**Task prompt:** Repeat each line of the material below exactly as it appears, minus any pictures.

**Material provided:**
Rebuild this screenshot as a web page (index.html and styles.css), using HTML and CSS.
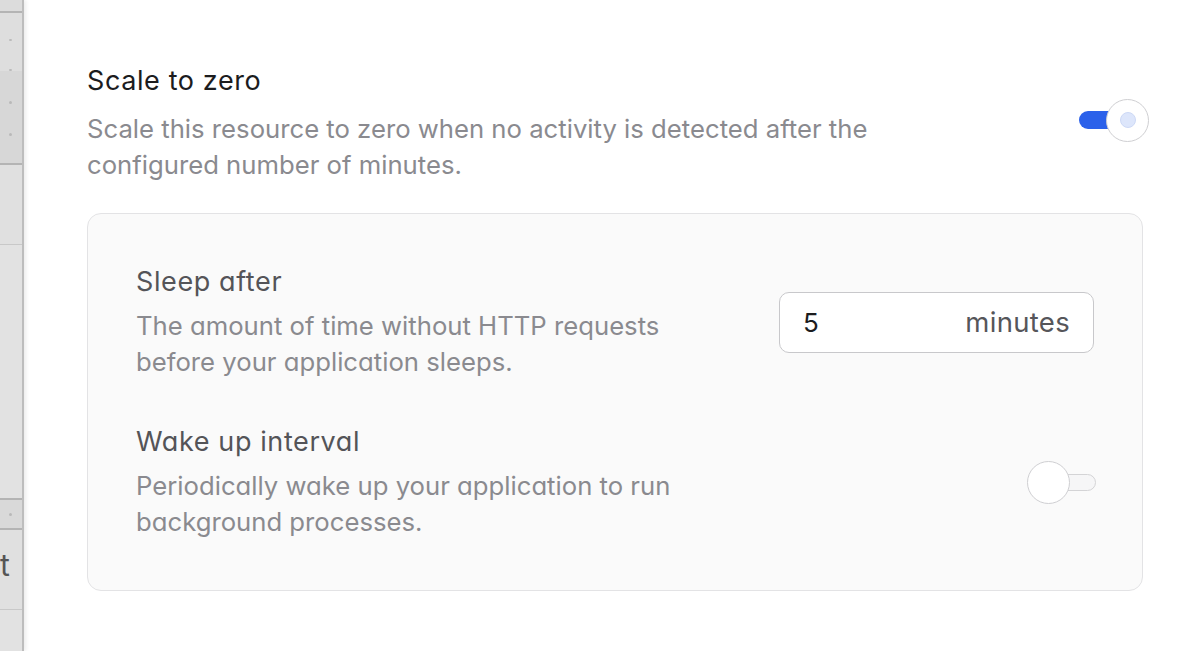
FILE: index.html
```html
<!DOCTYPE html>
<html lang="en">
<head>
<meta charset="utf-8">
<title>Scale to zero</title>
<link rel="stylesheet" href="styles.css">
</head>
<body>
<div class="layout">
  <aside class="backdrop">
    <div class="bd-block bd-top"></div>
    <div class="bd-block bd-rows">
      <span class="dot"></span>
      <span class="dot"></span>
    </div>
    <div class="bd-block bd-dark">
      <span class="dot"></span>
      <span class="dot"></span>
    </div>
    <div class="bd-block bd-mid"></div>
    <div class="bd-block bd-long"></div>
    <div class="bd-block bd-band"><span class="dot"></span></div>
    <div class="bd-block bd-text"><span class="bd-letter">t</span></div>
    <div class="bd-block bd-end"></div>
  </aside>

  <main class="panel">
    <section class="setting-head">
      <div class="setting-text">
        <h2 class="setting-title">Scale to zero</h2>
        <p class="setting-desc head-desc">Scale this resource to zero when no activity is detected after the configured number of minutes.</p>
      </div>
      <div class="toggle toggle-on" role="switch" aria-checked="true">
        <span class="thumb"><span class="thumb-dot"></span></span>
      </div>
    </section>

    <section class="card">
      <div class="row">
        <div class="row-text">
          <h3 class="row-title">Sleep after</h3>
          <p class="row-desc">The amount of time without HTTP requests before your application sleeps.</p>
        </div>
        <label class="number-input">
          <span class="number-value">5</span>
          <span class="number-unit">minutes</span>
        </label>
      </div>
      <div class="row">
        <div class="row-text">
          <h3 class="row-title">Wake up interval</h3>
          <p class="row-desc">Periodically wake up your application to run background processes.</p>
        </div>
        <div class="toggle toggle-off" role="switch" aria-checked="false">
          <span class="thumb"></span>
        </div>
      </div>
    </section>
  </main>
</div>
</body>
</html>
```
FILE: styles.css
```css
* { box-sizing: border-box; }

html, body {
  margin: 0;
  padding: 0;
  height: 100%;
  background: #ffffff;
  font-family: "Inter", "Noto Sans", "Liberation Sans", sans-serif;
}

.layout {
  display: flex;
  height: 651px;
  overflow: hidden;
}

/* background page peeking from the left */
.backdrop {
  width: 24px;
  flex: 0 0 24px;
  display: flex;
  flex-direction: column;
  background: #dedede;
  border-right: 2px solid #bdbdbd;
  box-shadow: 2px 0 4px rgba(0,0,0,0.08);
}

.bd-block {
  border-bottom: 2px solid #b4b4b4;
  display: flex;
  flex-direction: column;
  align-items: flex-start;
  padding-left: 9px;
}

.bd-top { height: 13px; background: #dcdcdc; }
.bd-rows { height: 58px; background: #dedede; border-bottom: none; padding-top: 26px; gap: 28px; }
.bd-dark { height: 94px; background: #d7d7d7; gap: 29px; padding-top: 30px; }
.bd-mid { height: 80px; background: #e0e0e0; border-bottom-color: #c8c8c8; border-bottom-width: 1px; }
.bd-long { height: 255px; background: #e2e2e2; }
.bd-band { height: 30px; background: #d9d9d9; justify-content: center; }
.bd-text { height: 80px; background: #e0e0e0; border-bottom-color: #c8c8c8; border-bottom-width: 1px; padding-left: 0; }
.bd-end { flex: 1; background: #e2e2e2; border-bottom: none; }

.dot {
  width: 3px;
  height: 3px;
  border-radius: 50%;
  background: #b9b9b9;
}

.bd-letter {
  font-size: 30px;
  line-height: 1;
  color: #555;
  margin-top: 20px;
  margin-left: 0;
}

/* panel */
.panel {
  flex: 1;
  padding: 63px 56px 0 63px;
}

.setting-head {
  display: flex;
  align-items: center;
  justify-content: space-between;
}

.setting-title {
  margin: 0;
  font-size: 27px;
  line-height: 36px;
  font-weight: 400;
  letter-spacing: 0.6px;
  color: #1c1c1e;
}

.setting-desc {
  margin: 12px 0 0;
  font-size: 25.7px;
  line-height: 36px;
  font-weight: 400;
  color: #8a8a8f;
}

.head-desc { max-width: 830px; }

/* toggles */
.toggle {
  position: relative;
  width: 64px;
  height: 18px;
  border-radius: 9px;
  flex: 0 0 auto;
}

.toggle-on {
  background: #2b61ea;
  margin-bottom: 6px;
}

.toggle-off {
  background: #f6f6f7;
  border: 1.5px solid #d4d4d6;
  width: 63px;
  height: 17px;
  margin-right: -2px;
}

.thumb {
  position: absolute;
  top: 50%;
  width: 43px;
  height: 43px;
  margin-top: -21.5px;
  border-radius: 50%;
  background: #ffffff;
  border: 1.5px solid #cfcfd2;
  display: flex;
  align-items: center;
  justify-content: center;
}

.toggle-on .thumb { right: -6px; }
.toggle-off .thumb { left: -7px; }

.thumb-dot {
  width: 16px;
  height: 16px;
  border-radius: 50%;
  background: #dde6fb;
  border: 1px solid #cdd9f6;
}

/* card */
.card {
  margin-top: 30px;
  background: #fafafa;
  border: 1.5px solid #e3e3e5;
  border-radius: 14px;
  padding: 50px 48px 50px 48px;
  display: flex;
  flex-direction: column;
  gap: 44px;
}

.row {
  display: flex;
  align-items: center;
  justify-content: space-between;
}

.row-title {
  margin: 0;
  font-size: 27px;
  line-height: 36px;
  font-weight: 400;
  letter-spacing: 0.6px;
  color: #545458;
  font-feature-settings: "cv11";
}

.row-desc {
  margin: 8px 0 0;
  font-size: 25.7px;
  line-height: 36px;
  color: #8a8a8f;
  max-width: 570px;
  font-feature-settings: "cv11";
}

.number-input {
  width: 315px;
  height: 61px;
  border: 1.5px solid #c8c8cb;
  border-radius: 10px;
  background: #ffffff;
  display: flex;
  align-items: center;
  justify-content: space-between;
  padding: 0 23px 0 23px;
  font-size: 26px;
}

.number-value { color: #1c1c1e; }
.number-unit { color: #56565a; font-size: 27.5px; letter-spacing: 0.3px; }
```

**Written solution:**
Rebuild this screenshot as a web page (index.html and styles.css), using HTML and CSS.
FILE: index.html
```html
<!DOCTYPE html>
<html lang="en">
<head>
<meta charset="utf-8">
<title>Scale to zero</title>
<link rel="stylesheet" href="styles.css">
</head>
<body>
<div class="layout">
  <aside class="backdrop">
    <div class="bd-block bd-top"></div>
    <div class="bd-block bd-rows">
      <span class="dot"></span>
      <span class="dot"></span>
    </div>
    <div class="bd-block bd-dark">
      <span class="dot"></span>
      <span class="dot"></span>
    </div>
    <div class="bd-block bd-mid"></div>
    <div class="bd-block bd-long"></div>
    <div class="bd-block bd-band"><span class="dot"></span></div>
    <div class="bd-block bd-text"><span class="bd-letter">t</span></div>
    <div class="bd-block bd-end"></div>
  </aside>

  <main class="panel">
    <section class="setting-head">
      <div class="setting-text">
        <h2 class="setting-title">Scale to zero</h2>
        <p class="setting-desc head-desc">Scale this resource to zero when no activity is detected after the configured number of minutes.</p>
      </div>
      <div class="toggle toggle-on" role="switch" aria-checked="true">
        <span class="thumb"><span class="thumb-dot"></span></span>
      </div>
    </section>

    <section class="card">
      <div class="row">
        <div class="row-text">
          <h3 class="row-title">Sleep after</h3>
          <p class="row-desc">The amount of time without HTTP requests before your application sleeps.</p>
        </div>
        <label class="number-input">
          <span class="number-value">5</span>
          <span class="number-unit">minutes</span>
        </label>
      </div>
      <div class="row">
        <div class="row-text">
          <h3 class="row-title">Wake up interval</h3>
          <p class="row-desc">Periodically wake up your application to run background processes.</p>
        </div>
        <div class="toggle toggle-off" role="switch" aria-checked="false">
          <span class="thumb"></span>
        </div>
      </div>
    </section>
  </main>
</div>
</body>
</html>
```
FILE: styles.css
```css
* { box-sizing: border-box; }

html, body {
  margin: 0;
  padding: 0;
  height: 100%;
  background: #ffffff;
  font-family: "Inter", "Noto Sans", "Liberation Sans", sans-serif;
}

.layout {
  display: flex;
  height: 651px;
  overflow: hidden;
}

/* background page peeking from the left */
.backdrop {
  width: 24px;
  flex: 0 0 24px;
  display: flex;
  flex-direction: column;
  background: #dedede;
  border-right: 2px solid #bdbdbd;
  box-shadow: 2px 0 4px rgba(0,0,0,0.08);
}

.bd-block {
  border-bottom: 2px solid #b4b4b4;
  display: flex;
  flex-direction: column;
  align-items: flex-start;
  padding-left: 9px;
}

.bd-top { height: 13px; background: #dcdcdc; }
.bd-rows { height: 58px; background: #dedede; border-bottom: none; padding-top: 26px; gap: 28px; }
.bd-dark { height: 94px; background: #d7d7d7; gap: 29px; padding-top: 30px; }
.bd-mid { height: 80px; background: #e0e0e0; border-bottom-color: #c8c8c8; border-bottom-width: 1px; }
.bd-long { height: 255px; background: #e2e2e2; }
.bd-band { height: 30px; background: #d9d9d9; justify-content: center; }
.bd-text { height: 80px; background: #e0e0e0; border-bottom-color: #c8c8c8; border-bottom-width: 1px; padding-left: 0; }
.bd-end { flex: 1; background: #e2e2e2; border-bottom: none; }

.dot {
  width: 3px;
  height: 3px;
  border-radius: 50%;
  background: #b9b9b9;
}

.bd-letter {
  font-size: 30px;
  line-height: 1;
  color: #555;
  margin-top: 20px;
  margin-left: 0;
}

/* panel */
.panel {
  flex: 1;
  padding: 63px 56px 0 63px;
}

.setting-head {
  display: flex;
  align-items: center;
  justify-content: space-between;
}

.setting-title {
  margin: 0;
  font-size: 27px;
  line-height: 36px;
  font-weight: 400;
  letter-spacing: 0.6px;
  color: #1c1c1e;
}

.setting-desc {
  margin: 12px 0 0;
  font-size: 25.7px;
  line-height: 36px;
  font-weight: 400;
  color: #8a8a8f;
}

.head-desc { max-width: 830px; }

/* toggles */
.toggle {
  position: relative;
  width: 64px;
  height: 18px;
  border-radius: 9px;
  flex: 0 0 auto;
}

.toggle-on {
  background: #2b61ea;
  margin-bottom: 6px;
}

.toggle-off {
  background: #f6f6f7;
  border: 1.5px solid #d4d4d6;
  width: 63px;
  height: 17px;
  margin-right: -2px;
}

.thumb {
  position: absolute;
  top: 50%;
  width: 43px;
  height: 43px;
  margin-top: -21.5px;
  border-radius: 50%;
  background: #ffffff;
  border: 1.5px solid #cfcfd2;
  display: flex;
  align-items: center;
  justify-content: center;
}

.toggle-on .thumb { right: -6px; }
.toggle-off .thumb { left: -7px; }

.thumb-dot {
  width: 16px;
  height: 16px;
  border-radius: 50%;
  background: #dde6fb;
  border: 1px solid #cdd9f6;
}

/* card */
.card {
  margin-top: 30px;
  background: #fafafa;
  border: 1.5px solid #e3e3e5;
  border-radius: 14px;
  padding: 50px 48px 50px 48px;
  display: flex;
  flex-direction: column;
  gap: 44px;
}

.row {
  display: flex;
  align-items: center;
  justify-content: space-between;
}

.row-title {
  margin: 0;
  font-size: 27px;
  line-height: 36px;
  font-weight: 400;
  letter-spacing: 0.6px;
  color: #545458;
  font-feature-settings: "cv11";
}

.row-desc {
  margin: 8px 0 0;
  font-size: 25.7px;
  line-height: 36px;
  color: #8a8a8f;
  max-width: 570px;
  font-feature-settings: "cv11";
}

.number-input {
  width: 315px;
  height: 61px;
  border: 1.5px solid #c8c8cb;
  border-radius: 10px;
  background: #ffffff;
  display: flex;
  align-items: center;
  justify-content: space-between;
  padding: 0 23px 0 23px;
  font-size: 26px;
}

.number-value { color: #1c1c1e; }
.number-unit { color: #56565a; font-size: 27.5px; letter-spacing: 0.3px; }
```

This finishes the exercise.